● TASK INSTRUCTIONS
Repeat the listing word for word. No pictures belong in the copy.

● RAW DATA
▽

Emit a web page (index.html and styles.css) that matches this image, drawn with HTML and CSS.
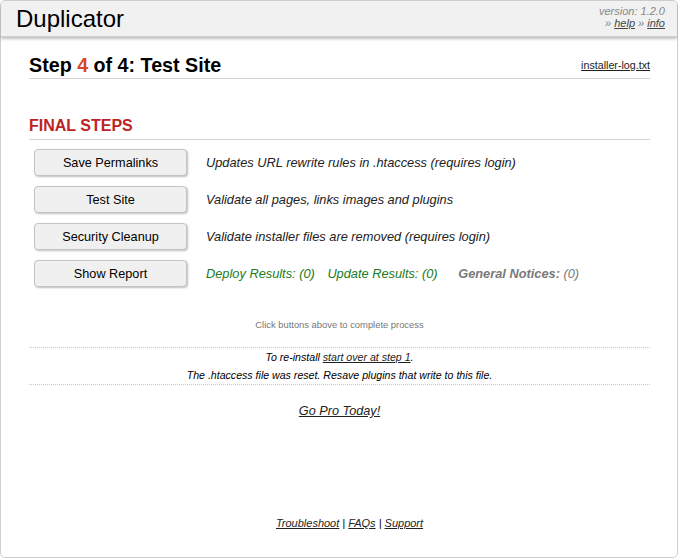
FILE: index.html
```html
<!DOCTYPE html>
<html lang="en">
<head>
  <meta charset="UTF-8">
  <meta name="viewport" content="width=device-width, initial-scale=1">
  <title>Duplicator - Step 4</title>
  <link rel="stylesheet" href="styles.css">
</head>
<body>

  <div class="wrap">

    <div class="hdr">
      <div class="hdr-title">Duplicator</div>
      <div class="hdr-ver">
        version: 1.2.0<br>
        &raquo; <a href="#">help</a> &raquo; <a href="#">info</a>
      </div>
    </div>

    <div class="main">

      <div class="step-head">
        <div class="step-title">Step <span class="step-num">4</span> of 4: Test Site</div>
        <a class="log-link" href="#">installer-log.txt</a>
      </div>

      <div class="section-title">FINAL STEPS</div>

      <div class="actions">
        <button class="btn">Save Permalinks</button>
        <div class="desc">Updates URL rewrite rules in .htaccess (requires login)</div>

        <button class="btn">Test Site</button>
        <div class="desc">Validate all pages, links images and plugins</div>

        <button class="btn">Security Cleanup</button>
        <div class="desc">Validate installer files are removed (requires login)</div>

        <button class="btn">Show Report</button>
        <div class="desc">
          <span class="res res-deploy">Deploy Results: (0)</span>
          <span class="res res-update">Update Results: (0)</span>
          <span class="res res-notice"><b>General Notices:</b> (0)</span>
        </div>
      </div>

      <div class="note">Click buttons above to complete process</div>

      <div class="reinstall">
        To re-install <a href="#">start over at step 1</a>.<br>
        The .htaccess file was reset. Resave plugins that write to this file.
      </div>

      <div class="gopro"><a href="#">Go Pro Today!</a></div>

      <div class="footer">
        <a href="#">Troubleshoot</a> | <a href="#">FAQs</a> | <a href="#">Support</a>
      </div>

    </div>
  </div>

</body>
</html>
```

FILE: styles.css
```css
body {
  margin: 0;
  font-family: "Liberation Sans", Arial, sans-serif;
  color: #000;
  background: #fff;
}
a {
  color: #222;
}
.wrap {
  min-height: 100vh;
  box-sizing: border-box;
  border: 1px solid #cfcfcf;
  border-radius: 5px;
}
.hdr {
  display: flex;
  justify-content: space-between;
  align-items: flex-start;
  height: 36px;
  box-sizing: border-box;
  padding: 4px 12px 0 15px;
  background: #f1f1f1;
  border-bottom: 1px solid #d0d0d0;
  border-radius: 5px 5px 0 0;
  box-shadow: 0 2px 3px rgba(0,0,0,0.25);
}
.hdr-title {
  font-size: 24px;
  color: #000;
}
.hdr-ver {
  font-size: 11px;
  line-height: 12px;
  font-style: italic;
  color: #888;
  text-align: right;
}
.hdr-ver a {
  color: #444;
}
.main {
  padding: 0 27px 0 28px;
}
.step-head {
  display: flex;
  justify-content: space-between;
  align-items: center;
  margin-top: 16px;
  padding-bottom: 1px;
  border-bottom: 1px solid #d3d3d3;
}
.step-title {
  font-size: 19.7px;
  line-height: 24px;
  font-weight: bold;
}
.step-num {
  color: #d9472b;
}
.log-link {
  font-size: 10.7px;
  color: #222;
}
.section-title {
  margin-top: 38px;
  padding-bottom: 4px;
  font-size: 16px;
  line-height: 18px;
  font-weight: bold;
  color: #be2323;
  border-bottom: 1px solid #d3d3d3;
}
.actions {
  display: grid;
  grid-template-columns: 153px 1fr;
  column-gap: 19px;
  row-gap: 10px;
  align-items: center;
  margin-top: 9px;
  padding-left: 5px;
}
.btn {
  height: 27px;
  box-sizing: border-box;
  padding: 0;
  font-family: "Liberation Sans", Arial, sans-serif;
  font-size: 12.7px;
  color: #000;
  background: #f0f0f0;
  border: 1px solid #c4c4c4;
  border-radius: 4px;
  box-shadow: 1px 1px 2px rgba(0,0,0,0.25);
  cursor: pointer;
}
.desc {
  font-size: 12.8px;
  font-style: italic;
  color: #222;
}
.res-deploy,
.res-update {
  color: #1b7a1b;
}
.res-deploy {
  margin-right: 9px;
}
.res-update {
  margin-right: 17px;
}
.res-notice {
  color: #7a7a7a;
}
.note {
  margin-top: 32px;
  font-size: 9.4px;
  line-height: 12px;
  color: #777;
  text-align: center;
}
.reinstall {
  margin-top: 16px;
  border-top: 1px dotted #c8c8c8;
  border-bottom: 1px dotted #c8c8c8;
  font-size: 10.6px;
  line-height: 18px;
  font-style: italic;
  text-align: center;
}
.gopro {
  margin-top: 17px;
  font-size: 12.7px;
  line-height: 18px;
  font-style: italic;
  text-align: center;
}
.footer {
  margin-top: 96px;
  padding-left: 20px;
  font-size: 11px;
  line-height: 14px;
  font-style: italic;
  text-align: center;
}
```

△

● EXERCISE RESULT
Emit a web page (index.html and styles.css) that matches this image, drawn with HTML and CSS.
FILE: index.html
```html
<!DOCTYPE html>
<html lang="en">
<head>
  <meta charset="UTF-8">
  <meta name="viewport" content="width=device-width, initial-scale=1">
  <title>Duplicator - Step 4</title>
  <link rel="stylesheet" href="styles.css">
</head>
<body>

  <div class="wrap">

    <div class="hdr">
      <div class="hdr-title">Duplicator</div>
      <div class="hdr-ver">
        version: 1.2.0<br>
        &raquo; <a href="#">help</a> &raquo; <a href="#">info</a>
      </div>
    </div>

    <div class="main">

      <div class="step-head">
        <div class="step-title">Step <span class="step-num">4</span> of 4: Test Site</div>
        <a class="log-link" href="#">installer-log.txt</a>
      </div>

      <div class="section-title">FINAL STEPS</div>

      <div class="actions">
        <button class="btn">Save Permalinks</button>
        <div class="desc">Updates URL rewrite rules in .htaccess (requires login)</div>

        <button class="btn">Test Site</button>
        <div class="desc">Validate all pages, links images and plugins</div>

        <button class="btn">Security Cleanup</button>
        <div class="desc">Validate installer files are removed (requires login)</div>

        <button class="btn">Show Report</button>
        <div class="desc">
          <span class="res res-deploy">Deploy Results: (0)</span>
          <span class="res res-update">Update Results: (0)</span>
          <span class="res res-notice"><b>General Notices:</b> (0)</span>
        </div>
      </div>

      <div class="note">Click buttons above to complete process</div>

      <div class="reinstall">
        To re-install <a href="#">start over at step 1</a>.<br>
        The .htaccess file was reset. Resave plugins that write to this file.
      </div>

      <div class="gopro"><a href="#">Go Pro Today!</a></div>

      <div class="footer">
        <a href="#">Troubleshoot</a> | <a href="#">FAQs</a> | <a href="#">Support</a>
      </div>

    </div>
  </div>

</body>
</html>
```

FILE: styles.css
```css
body {
  margin: 0;
  font-family: "Liberation Sans", Arial, sans-serif;
  color: #000;
  background: #fff;
}
a {
  color: #222;
}
.wrap {
  min-height: 100vh;
  box-sizing: border-box;
  border: 1px solid #cfcfcf;
  border-radius: 5px;
}
.hdr {
  display: flex;
  justify-content: space-between;
  align-items: flex-start;
  height: 36px;
  box-sizing: border-box;
  padding: 4px 12px 0 15px;
  background: #f1f1f1;
  border-bottom: 1px solid #d0d0d0;
  border-radius: 5px 5px 0 0;
  box-shadow: 0 2px 3px rgba(0,0,0,0.25);
}
.hdr-title {
  font-size: 24px;
  color: #000;
}
.hdr-ver {
  font-size: 11px;
  line-height: 12px;
  font-style: italic;
  color: #888;
  text-align: right;
}
.hdr-ver a {
  color: #444;
}
.main {
  padding: 0 27px 0 28px;
}
.step-head {
  display: flex;
  justify-content: space-between;
  align-items: center;
  margin-top: 16px;
  padding-bottom: 1px;
  border-bottom: 1px solid #d3d3d3;
}
.step-title {
  font-size: 19.7px;
  line-height: 24px;
  font-weight: bold;
}
.step-num {
  color: #d9472b;
}
.log-link {
  font-size: 10.7px;
  color: #222;
}
.section-title {
  margin-top: 38px;
  padding-bottom: 4px;
  font-size: 16px;
  line-height: 18px;
  font-weight: bold;
  color: #be2323;
  border-bottom: 1px solid #d3d3d3;
}
.actions {
  display: grid;
  grid-template-columns: 153px 1fr;
  column-gap: 19px;
  row-gap: 10px;
  align-items: center;
  margin-top: 9px;
  padding-left: 5px;
}
.btn {
  height: 27px;
  box-sizing: border-box;
  padding: 0;
  font-family: "Liberation Sans", Arial, sans-serif;
  font-size: 12.7px;
  color: #000;
  background: #f0f0f0;
  border: 1px solid #c4c4c4;
  border-radius: 4px;
  box-shadow: 1px 1px 2px rgba(0,0,0,0.25);
  cursor: pointer;
}
.desc {
  font-size: 12.8px;
  font-style: italic;
  color: #222;
}
.res-deploy,
.res-update {
  color: #1b7a1b;
}
.res-deploy {
  margin-right: 9px;
}
.res-update {
  margin-right: 17px;
}
.res-notice {
  color: #7a7a7a;
}
.note {
  margin-top: 32px;
  font-size: 9.4px;
  line-height: 12px;
  color: #777;
  text-align: center;
}
.reinstall {
  margin-top: 16px;
  border-top: 1px dotted #c8c8c8;
  border-bottom: 1px dotted #c8c8c8;
  font-size: 10.6px;
  line-height: 18px;
  font-style: italic;
  text-align: center;
}
.gopro {
  margin-top: 17px;
  font-size: 12.7px;
  line-height: 18px;
  font-style: italic;
  text-align: center;
}
.footer {
  margin-top: 96px;
  padding-left: 20px;
  font-size: 11px;
  line-height: 14px;
  font-style: italic;
  text-align: center;
}
```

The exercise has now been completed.